Vertex, Inc. enters the week after its most consequential session of 2026, with the stock posting its strongest single-day performance of the year after a first-quarter earnings beat — yet the analyst community isn't exactly clearing the path.
The clearest signal this week is in the price action itself. VERX jumped roughly 18% on May 7 following its Q1 print, recovering hard from a deeply troubled April and bringing the one-month gain to 25%. The stock closed Friday at $14.93 — still more than 40% below the highs implied by some of the more optimistic pre-2026 targets, but back above the levels where the CEO and President sold shares in late February. The Q1 result drove the entire narrative: management posted a midpoint beat, raised guidance on cloud revenue growth, and improved the adjusted EBITDA margin outlook under its Full Value Creation Plan.
Short positioning had been building in the wrong direction for the bears. Short interest climbed through late April and early March to nearly 13.6% of free float, one of the more elevated readings of the past year. Then it broke. By May 7, SI has pulled back to roughly 12.3% of float, a drop of more than 1.3 percentage points from the March highs as covering accelerated into and through the earnings print. That 17.9% one-day surge on the back of earnings would have forced uncomfortable decisions for those holding levered short positions. Borrow costs, which briefly spiked into the 3–4% range during the volatile early-April tape, have since collapsed back to 0.54% — tight but not punishing. Share availability remains comfortable, with utilization well below 10% of the lending pool, meaning the borrow market is not placing any mechanical ceiling on new short-sellers who wish to re-establish.
Options positioning tells a strikingly one-sided story. The put/call ratio is running at a near-record low of 0.032 — barely above its 52-week floor — with the 20-day average barely above 0.038. Options traders are overwhelmingly positioned in calls, not puts. That is more consistent with momentum-chasing than with cautious hedging, and it contrasts noticeably with the still-elevated short interest. The setup is not unanimously bullish; it is split between an options market that is leaning heavily into the rally and a short book that has covered some ground but remains at 12%-plus of float.

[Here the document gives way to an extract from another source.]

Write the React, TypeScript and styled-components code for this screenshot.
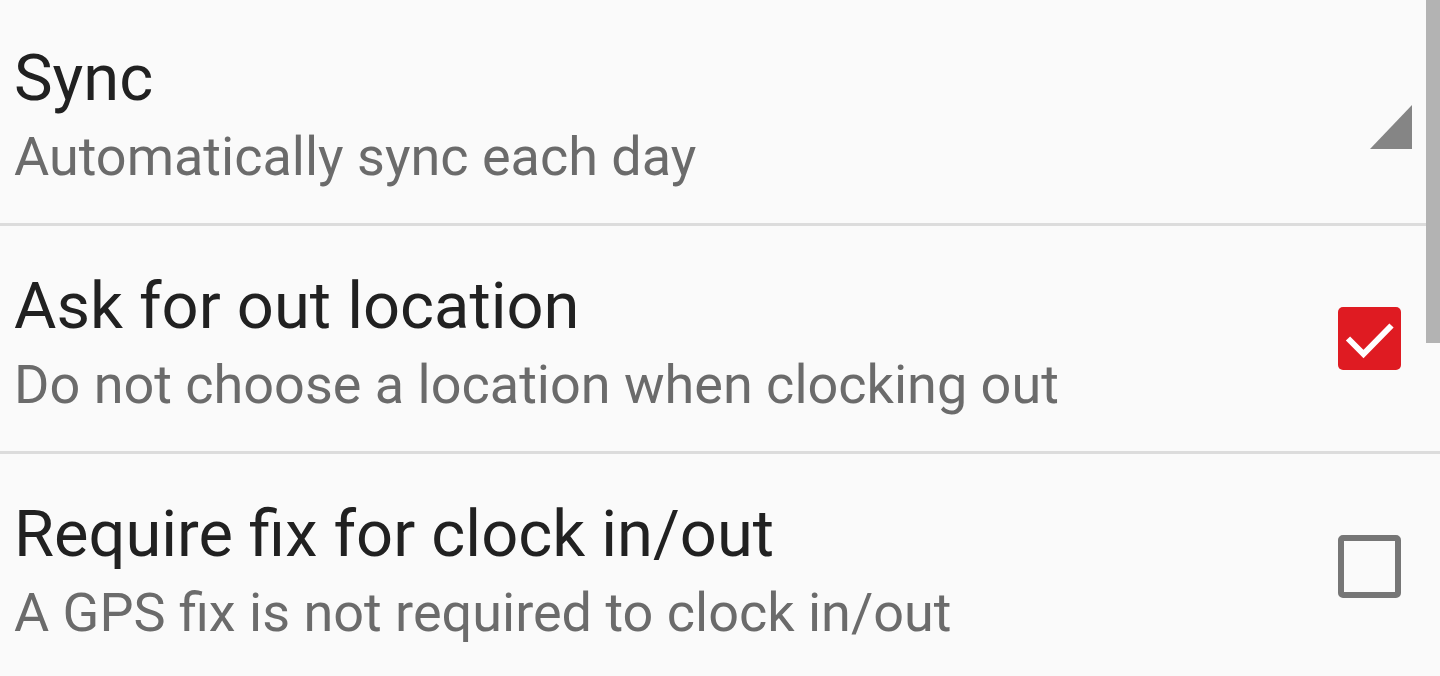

The Street's reaction to the earnings beat has been muted rather than celebratory. Citigroup raised its target to $16 this week while maintaining a Neutral rating. Piper Sandler did the same — lifting to $16 from $14, also Neutral. Both moves came immediately post-earnings but neither crossed into a positive rating. The consensus mean target is $18.69, implying roughly 25% upside from current levels, yet the dominant analyst stance is still hold-equivalent. The bulls on record — Goldman Sachs, which carried a Buy and a $23 target as of February, and Needham at Buy with a $20 target — have not yet refreshed post-Q1. The bear case on EPS surprise percentile (ranked 15th out of 100) suggests the company's history of beating estimates is inconsistent, even as the 30-day and 90-day EPS momentum ranks are in the top decile. Valuation has re-rated meaningfully with the rally: the P/B has expanded to 6.6x from closer to 5.3x a month ago, and EV/EBITDA is running at 11.1x. Neither screams extreme, but they require the company to execute on the trajectory management sketched out.
Insider activity in the 90-day window offers mixed context. The CEO and CFO both sold shares in late February — modest amounts in the $12–13 range, largely associated with award vesting — while incoming President Christopher Young made an open-market purchase of 60,000 shares at $12.18 the same day. The trust affiliated with the broader Westphal family structure also bought 10,000 shares at $15.05 in early March. Net across the window, insiders added roughly 700,000 shares on balance, with the open-market purchases concentrated right around the February lows.
The next scheduled earnings event is June 10. Between now and then, the question the data raises is whether short-sellers who survived the Q1 squeeze use any consolidation in the stock to rebuild positions — or whether the combination of improving guidance, management buying, and momentum-driven call positioning keeps the covering bias intact.